MANILA, Philippines - A group of militant farmers has criticized the government for not prioritizing rural development, which they said produced a huge number of unemployed Filipinos.
The Unyon ng mga Manggagawa sa Agrikultura (UMA) said the Aquino government only promoted business assisted programs that produced low income for farmers and deprived lands to tillers.
UMA chairperson Lito Bais said they are not expecting President Aquino to address the high unemployment rate in the countryside.
“Agricultural workers together with the rest of the rural folks should not depend on the grace of the President. He had shown his true color in the Hacienda Luisita issue,” he said.
The group also pointed out that landlessness in the countryside is still the main cause of massive unemployment.
They said in an economy which is basically agricultural, the lack of lands to be distributed among the rural folks is equal to growing unemployment.
“Yet even if a small percent of them find ways to hold jobs, they still face the problem of job security, decent wage and benefits,” Bais said.
According to the National Statistical Coordination Board (NSCB), rural workers are among the lowest salary earner and among the poorest in the countryside.

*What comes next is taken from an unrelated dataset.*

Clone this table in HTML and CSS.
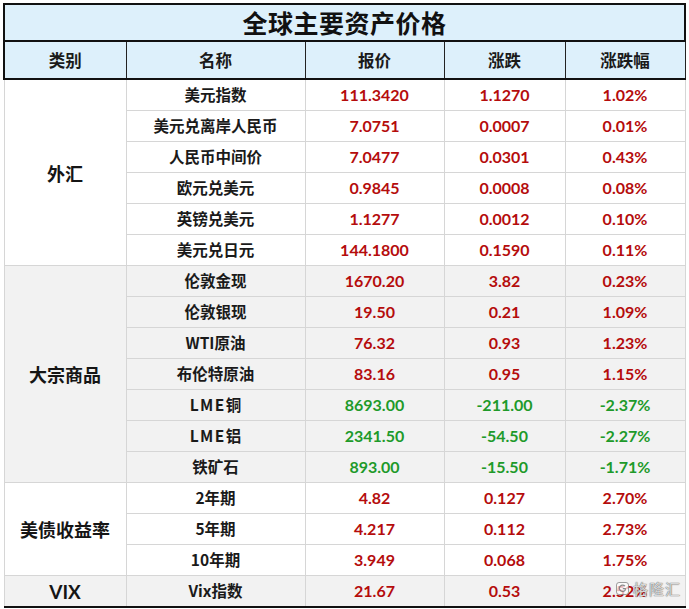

“The entire agriculture sector posted the lowest labor productivity rate of only P56,728 in 2012, way below the industry and services sectors’ rates of P351,024 and P181,850, respectively, “the NSCB said.
It said farmers were only paid an average of P156.8 a day in 2011 while fishermen took home P178.43.
The same NSCB report said that agriculture employs more than a third of the country’s labor force and the high incidence rate of poverty in the sector is not a surprise.
“Given the low labor productivity and wage rates, it is not surprising that across basic sectors, poverty incidence is highest among fishermen and farmers at 41.4 percent and 36.7 percent, respectively, in 2009, way above the poverty incidence for the whole country at 26.5 percent in 2009,” the report said.
Bais criticized the government’s plan of colla-borating with local and foreign agricultural companies to increase jobs in the countryside.
“Selling our agricultural lands to the highest bidder will further decimate job opportunities in the countryside,” he said.
He said the government should implement a genuine land reform that gives farmers enough support and power to make their land productive on their own way.
“Only through a genuine land reform can the problem of unemployment be resolved particularly in the countryside,” Bais said.